Perpetual’s Pendal bid – the difference between predator and prey

Following Perpetual’s recently announced plans to acquire Pendal Group, Financial Newswire’s Oksana Patron has looked at key funds at both groups, their performance and strategies.
The first thing to notice was the difference in how the biggest funds in the Australian equity space run by both groups were rated.
Morningstar granted the highest possible gold rating to Pendal’s Australian Share Fund while Perpetual’s Australian Fund was rated bronze.
According to Morningstar’s senior analyst, Ross MacMillan, Pendal’s highest rating for its investment team and investment process was a result of a strong quality team, run by Crispin Murray since the mid-90s, combined with a relatively low turnover while the group’s investment process represented a ‘blended style’.
“Pendal combines stocks classified as quality value stocks and quality growth stocks. They have a sort of blended investment style, whereas Perpetual have a value style and what they are after is quality value stocks which in a different point in a cycle that value investment philosophy can struggle,” he said.
“The [blended] investment process that Pendal uses means the portfolio can outperform through various economic conditions and through macro-economic cycles. And we also rate that as high which is our highest rating.
“Perpetual’s Australian Fund [the strategy] was rated bronze, which is lower, but is still a ‘medallist’. We rate Perpetual’s investment team as above average which is still very high but not as high as Pendal team.
MacMillan also stressed the market had now moved away from growth stocks into value stocks.
“What had happened in the market in Australia is definitely a rotation out of growth stocks and into value, and particularly quality value. That is the area where the Perpetual investment process is focused on. This has been a great market probably for the last two to three months for those sort of stocks and their strategy. Whereas if you have had asked this question around six months ago, Pendal was outperforming and has outperformed over the last three years.

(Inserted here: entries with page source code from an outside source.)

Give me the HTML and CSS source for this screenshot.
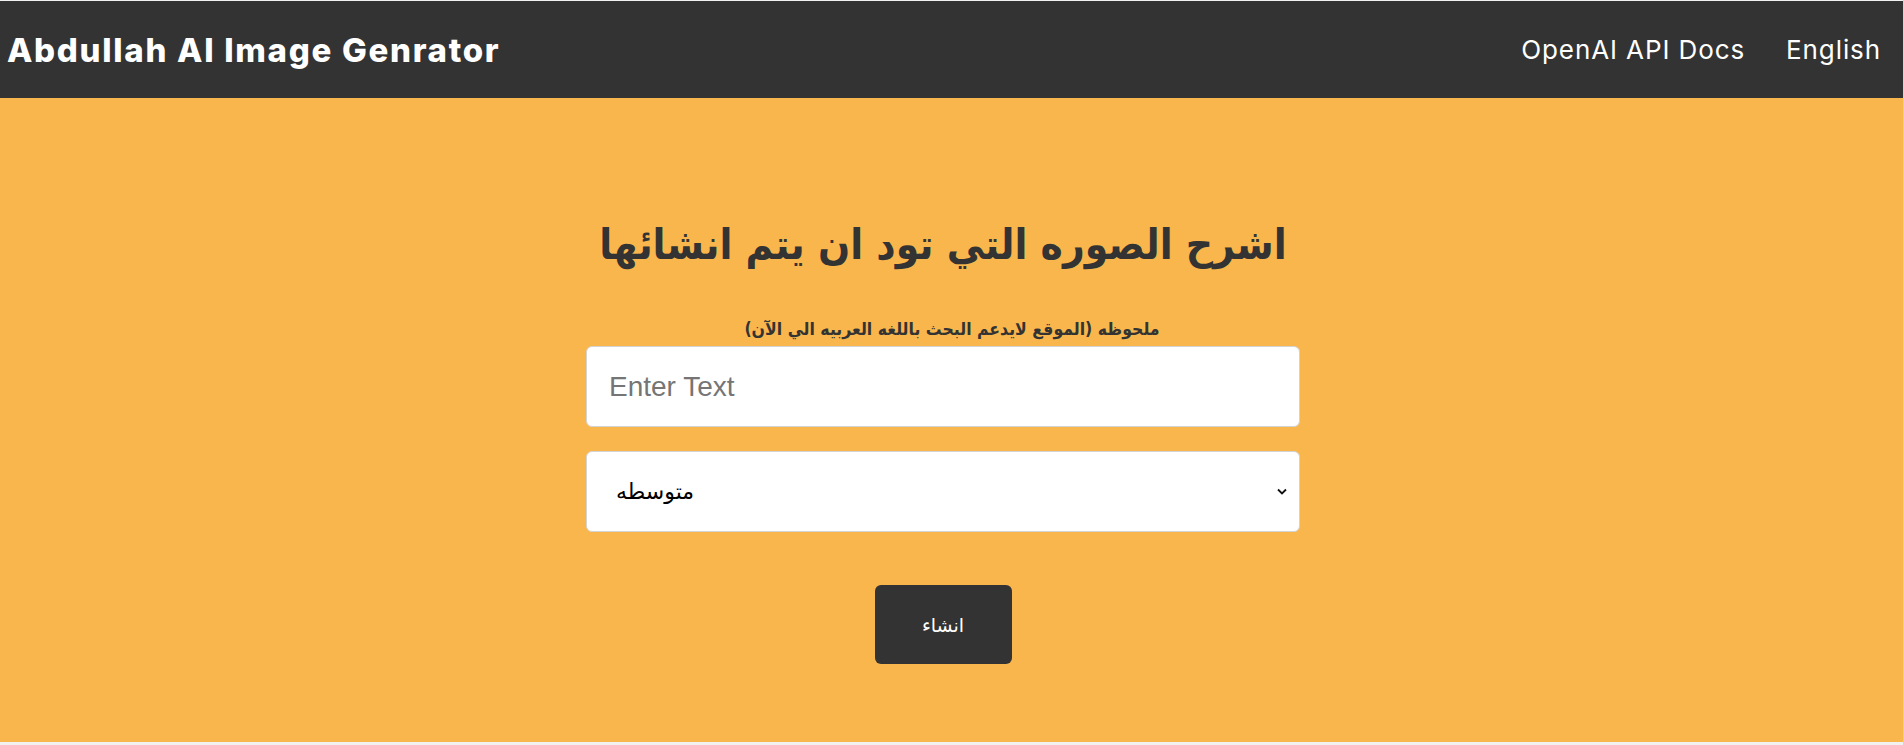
FILE: index.html
```html
<!DOCTYPE html>
<html lang="ar">
<head>
<meta charset="utf-8">
<title>Abdullah AI Image Genrator</title>
<link rel="stylesheet" href="styles.css">
</head>
<body>
<div class="page">
  <nav class="navbar">
    <a class="brand" href="#">Abdullah AI Image Genrator</a>
    <ul class="nav-links">
      <li><a href="#">OpenAI API Docs</a></li>
      <li><a href="#">English</a></li>
    </ul>
  </nav>
  <main class="showcase">
    <form class="form">
      <h1 class="title" dir="rtl">اشرح الصوره التي تود ان يتم انشائها</h1>
      <p class="note" dir="rtl">ملحوظه (الموقع لايدعم البحث باللغه العربيه الي الآن)</p>
      <input class="field" type="text" placeholder="Enter Text">
      <div class="select-wrap">
        <select class="field select">
          <option>متوسطه</option>
        </select>
        <span class="caret"><svg width="10" height="7" viewBox="0 0 10 7"><path d="M1 1.5 L5 5.5 L9 1.5" fill="none" stroke="#111" stroke-width="1.8"/></svg></span>
      </div>
      <button class="btn" type="button">انشاء</button>
    </form>
  </main>
</div>
</body>
</html>
```
FILE: styles.css
```css
html, body {
  margin: 0;
  padding: 0;
}
body {
  background: #f1f1f1;
  font-family: "Liberation Sans", "DejaVu Sans", sans-serif;
}
.page {
  padding-top: 1px;
}
.navbar {
  height: 97px;
  background: #333333;
  display: flex;
  align-items: center;
  justify-content: space-between;
  padding: 0 22px 0 7px;
  box-sizing: border-box;
}
.brand {
  font-family: Inter, "Open Sans", sans-serif;
  font-weight: 800;
  font-size: 33px;
  letter-spacing: 1.7px;
  color: #ffffff;
  text-decoration: none;
}
.nav-links {
  list-style: none;
  display: flex;
  gap: 41px;
  margin: 0;
  padding: 0;
}
.nav-links a {
  font-family: Inter, "Open Sans", sans-serif;
  font-size: 26px;
  font-weight: 400;
  letter-spacing: 0.9px;
  color: #ffffff;
  text-decoration: none;
}
.showcase {
  background: #f9b64d;
  height: 644px;
  display: flex;
  justify-content: center;
  padding-right: 17px;
}
.form {
  width: 714px;
  display: flex;
  flex-direction: column;
  align-items: center;
  padding-top: 123px;
}
.title {
  margin: 0;
  white-space: nowrap;
  font-family: "DejaVu Sans Condensed", "DejaVu Sans", sans-serif;
  font-stretch: condensed;
  font-size: 42px;
  font-weight: 700;
  color: #333333;
  line-height: 48px;
}
.note {
  margin: 50px 0 7px;
  padding-left: 18px;
  white-space: nowrap;
  font-family: "DejaVu Sans Condensed", "DejaVu Sans", sans-serif;
  font-stretch: condensed;
  font-size: 17.5px;
  line-height: 20px;
  font-weight: 700;
  color: #333333;
}
.field {
  width: 714px;
  height: 81px;
  box-sizing: border-box;
  border: 1px solid #d3d3d3;
  border-radius: 6px;
  background: #ffffff;
  padding: 0 22px;
  font-family: "Liberation Sans", sans-serif;
  font-size: 28px;
  color: #333;
  outline: none;
}
.field::placeholder {
  color: #757575;
}
.select-wrap {
  position: relative;
  margin-top: 24px;
}
.select {
  appearance: none;
  -webkit-appearance: none;
  padding: 0 29px;
  font-family: "DejaVu Sans", sans-serif;
  font-size: 22px;
  color: #000;
}
.caret {
  position: absolute;
  right: 13px;
  top: 37px;
  pointer-events: none;
  display: flex;
}
.btn {
  margin-top: 53px;
  width: 137px;
  height: 79px;
  border: none;
  border-radius: 6px;
  background: #333333;
  color: #ffffff;
  font-family: "DejaVu Sans", sans-serif;
  font-size: 19px;
}
```
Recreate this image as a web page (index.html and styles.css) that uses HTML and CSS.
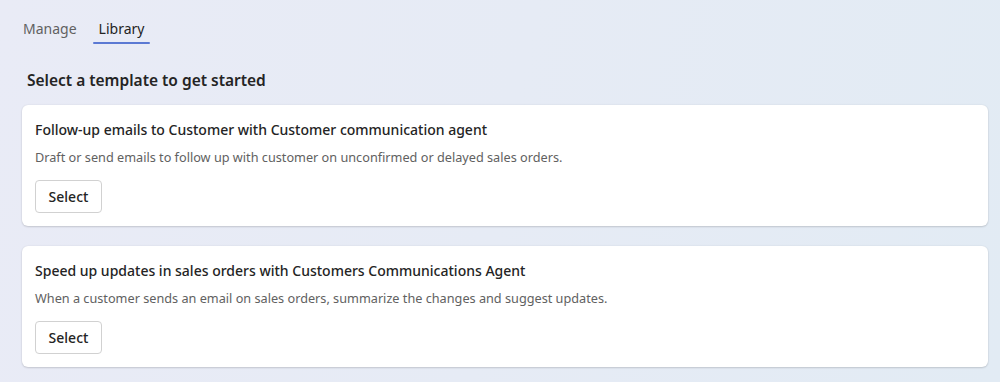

SQM Research head of manager, Rob da Silva, said that the key differentiator for both groups was how they approached the fixed income space.
“If you look at the some of the broader products [in that space], Pendal’s products have been leaning towards the duration-based macro style bond funds that are linked to the traditional indexes whereas Perpetual tends to more credit-oriented and therefore less about duration and more about yield,” SQM Research head of manager, Rob da Silva, said.
This was particularly significant over the last 12 months when those in the duration-tilted portfolios suffered more with the interest rate rises compared to those that were more focused on yield than duration.
Da Silva also stressed that there was no credit crash, since the Global Financial Crisis (GFC), in which circumstances the Perpetual-style fixed income funds would have been more affected.
Speaking on the small and micro-cap funds, he said that both groups had done relatively well over the last few years, but Perpetual’s funds seemed to had gone “particularly strongly” in that space.